Scientists at Bristol University have evidence that overhead power lines can attract and concentrate radioactive particles formed from radon, a naturally occurring radioactive gas and known carcinogen.
They argue that this effect may cause more radioactive particles to be inhaled which stick to the mouth, throat and lungs, from where they are absorbed into the blood, delivering an increased radiation dose to sensitive tissues such as the bone marrow and the foetus. The research published today in the International Journal of Radiation Biology is the foundation for the first, plausible, explanation of a biological mechanism by which electromagnetic fields (EMFs) generated by overhead power lines could influence the development of cancer. Critics of the cancer/ power lines hypothesis havepointed to the lack of such an explanation as a serious flaw.
The link with childhood cancer was first identified in the United States almost 20 years ago. Subsequent international studies supported the initial findings particularly with regard to leukaemia, and there were several reports from around Britain of children with cancer who lived near or under power lines.
In Abergavenny, Gwent, there have been six cases of brain or spinal tumours on one small estate on the edge of the town which is criss-crossed by power-lines. Two children living there have had brain tumours while the number of children under 15 who contract brain tumours each year nationally is less than 350.
One mother, Jill Davies, hopes this latest research will help her legal battle against South Wales Electricity Company, to highlight the case of her 17-year-old son, Noel - a once-promising rugby player at county level - who suffers from a brain tumour first diagnosed at Christmas 1993.
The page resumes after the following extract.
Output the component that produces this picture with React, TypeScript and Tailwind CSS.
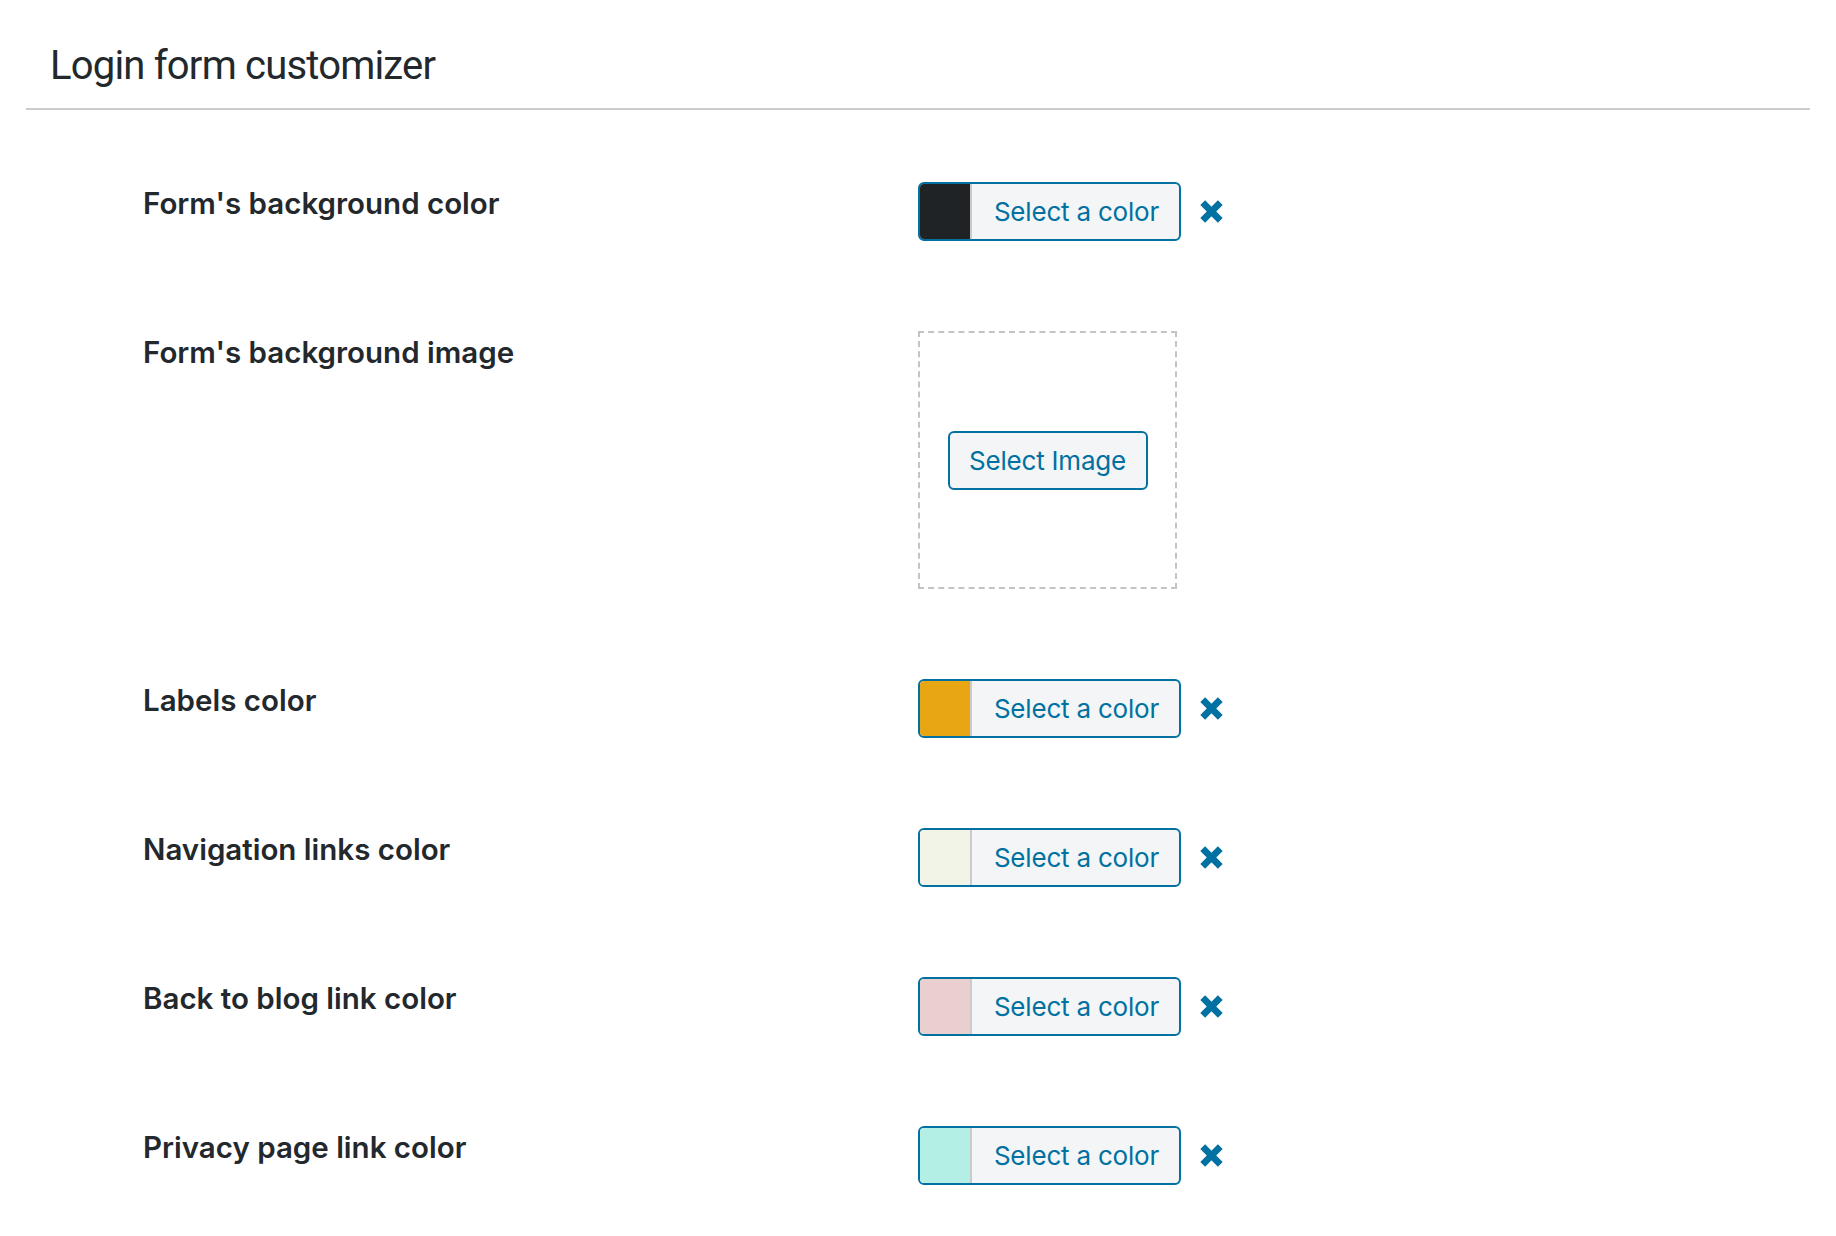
import React from 'react';

type ColorRow = { label: string; color: string };

const colorRows: ColorRow[] = [
  { label: 'Labels color', color: '#e9a614' },
  { label: 'Navigation links color', color: '#f2f4e8' },
  { label: 'Back to blog link color', color: '#eacfcf' },
  { label: 'Privacy page link color', color: '#b3efe5' },
];

const ClearIcon = () => (
  <svg width="23" height="23" viewBox="0 0 22 22" className="shrink-0">
    <path d="M2.6 2.6 L19.4 19.4 M19.4 2.6 L2.6 19.4" stroke="#0071a1" strokeWidth="6.5" strokeLinecap="butt" />
  </svg>
);

const ColorPicker: React.FC<{ color: string }> = ({ color }) => (
  <div className="flex items-center gap-[19px]">
    <button className="flex h-[59px] w-[263px] overflow-hidden rounded-[6px] border-2 border-[#0071a1] bg-[#f3f5f6]">
      <span className="h-full w-[52px] border-r-2 border-[#c9cbcd]" style={{ backgroundColor: color }} />
      <span className="flex flex-1 items-center justify-center pl-[2px] text-[26px] tracking-[-0.2px] text-[#0071a1]">
        Select a color
      </span>
    </button>
    <ClearIcon />
  </div>
);

const Row: React.FC<{ label: string; children: React.ReactNode }> = ({ label, children }) => (
  <div className="flex items-start">
    <div className="w-[775px] shrink-0 pt-[1px] text-[29.5px] font-semibold leading-[40px] text-[#23282d]">{label}</div>
    <div>{children}</div>
  </div>
);

export default function App() {
  return (
    <div className="min-h-screen bg-white font-['Inter',sans-serif]">
      <h1 className="px-[50px] pt-[42px] font-['Roboto',sans-serif] text-[40px] font-normal leading-[48px] tracking-[-0.8px] text-[#23282d]">
        Login form customizer
      </h1>
      <div className="ml-[26px] mr-[26px] mt-[18px] h-[2px] bg-[#cccccc]" />

      <div className="mt-[72px] flex flex-col gap-[90px] pl-[143px]">
        <Row label="Form's background color">
          <ColorPicker color="#1f2326" />
        </Row>
        <Row label="Form's background image">
          <div className="flex h-[258px] w-[259px] items-center justify-center border-2 border-dashed border-[#c3c4c7]">
            <button className="h-[59px] w-[200px] rounded-[6px] border-2 border-[#0071a1] bg-[#f3f5f6] text-[26px] tracking-[-0.2px] text-[#0071a1]">
              Select Image
            </button>
          </div>
        </Row>
        {colorRows.map((r) => (
          <Row key={r.label} label={r.label}>
            <ColorPicker color={r.color} />
          </Row>
        ))}
      </div>
    </div>
  );
}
In one street in Northampton there have been three cases of leukaemia (there are about 600 cases nationally each year). The main London to Scotland railway line, with electrified lines, runs alongside the street. In 1993, a review by the National Radiological Protection Board in the United Kingdom concluded that there was some evidence from Scandinavian countries of a link between leukaemia and EMFs.
But Sir Richard Doll, the eminent cancer epidemiologist who chaired the NRPB group, again pointed to the lack of explanation of a causal link.
Professor Denis Henshaw, leader of the Medical Research Council team at Bristol, and an expert on radon, said the new findings open up a whole new area of investigation.
The Electricity Association dismissed the Bristol team's claims as "unsubstantiated". "No research to date has provided an effective basis for recommending restrictions on EMF exposures," a spokesman said.